Here’s the recipe for our dinner, a variation on “Tasty Chicken” that uses a whole chicken instead of boneless thighs.
Tasty Whole Chicken with Vegetables
2 T olive oil
1 three-to-four pound whole chicken
2 cloves garlic, minced
1/2 tsp each dried thyme and rosemary
salt and pepper
1/4 cup lemon juice, white wine vinegar or cider vinegar
3-4 cups cut up vegetables, like broccoli or green beans (fresh, frozen or canned)
Heat the base of a pressure cooker on medium high and add the oil. Pat chicken dry and season all over with salt and pepper. When oil is hot, brown chicken on all sides, about 5 minutes per side.
Turn chicken onto its back, then add garlic and herbs to an open spot on the bottom of the pot and cook for about 30 seconds. Add lemon juice or vinegar and 1/2 cup water, plus 1 teaspoon salt. Close and lock lid of pressure cooker and turn heat to high. When it reaches pressure, turn heat to the lowest level that will maintain pressure, and cook for 20 minutes.
Remove pot from heat and let sit until pressure is released naturally. Take chicken out and let it rest on a cutting board. When it’s cool enough to handle, carve chicken and serve on a platter. Meanwhile, put the vegetables in the pot with the remaining sauce and simmer until cooked through. Taste for salt and adjust as needed. Fish vegetables out with tongs and add to the platter. Serve with sauce on the side. Oh, and with mashed potatoes with loooooots of butter.

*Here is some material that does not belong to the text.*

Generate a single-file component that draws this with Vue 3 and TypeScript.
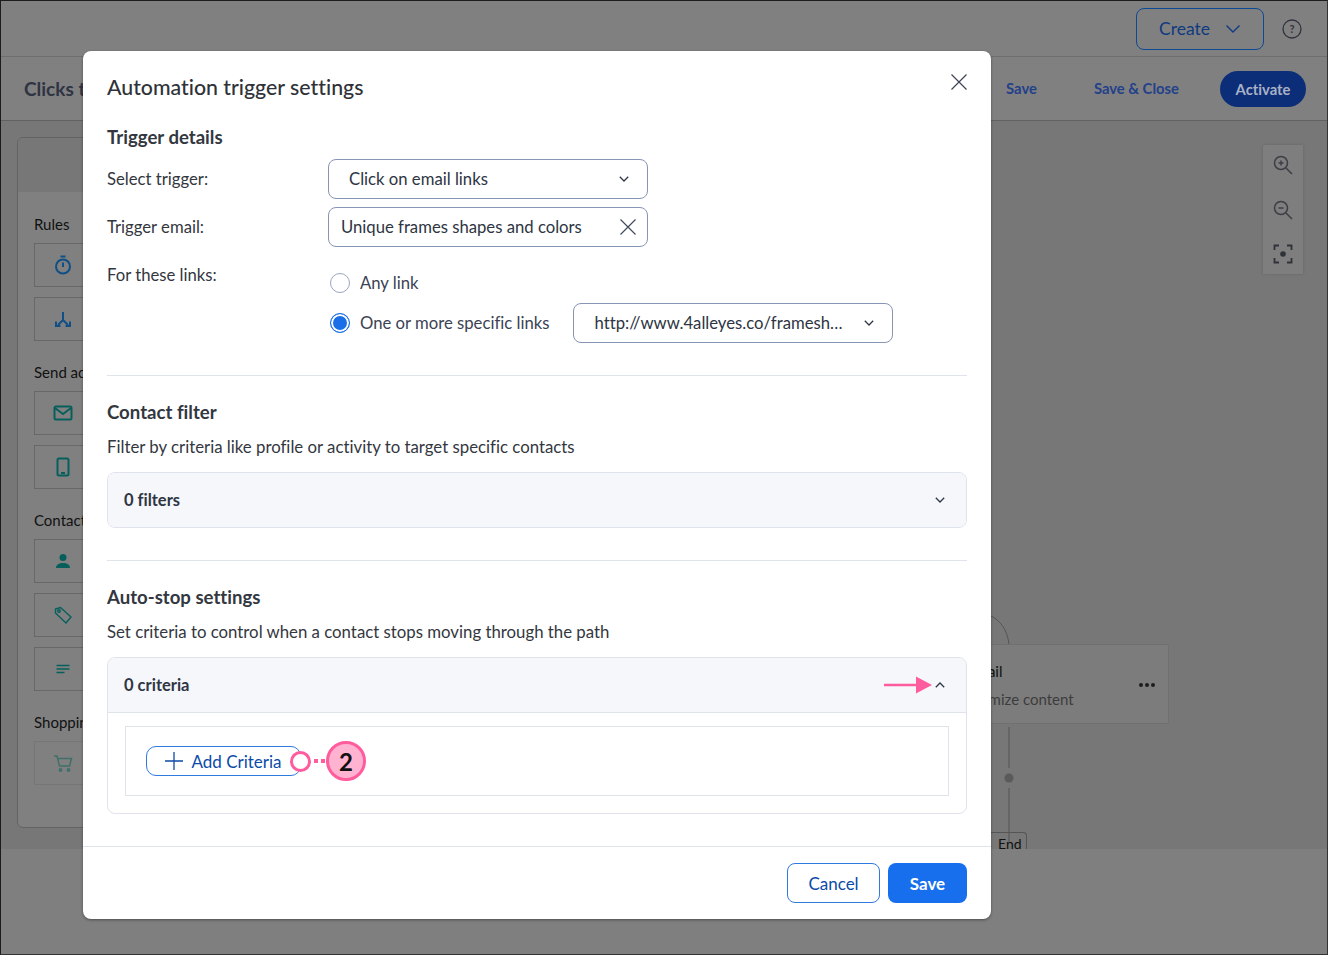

p.s. (from Drew), In addition to the disintegrated impeller, the generator raw water pump appeared to be leaking water and I decided the best course of action would be to replace the whole thing. pumpvendor.com made good by expediting a new pump (and replacement minor spare kits) to Eleuthera. Getting the new pump on there took a morning, but ended up being relatively straightforward.
May 20, 2016 at 12:19
Unfortunate maintenance issues for a generator with very few hours. Though probably significantly more since you took over.
May 20, 2016 at 12:33
I wouldn’t know what to do with that pork either! Maybe stock? Soup is probably not very appetizing in such warm weather! I love all these tips Linda! Totally agree about the magic of a home cooked meal. Sounds like you are making wonderful memories. Have a great time, thanks for sharing!
May 21, 2016 at 08:06
So excited for this recipe because we have a new pressure/slow cooker!!! Thanks Linda. Drew, we are very impressed with your mechanical skills which seem to be growing by day. Hugs ALL around!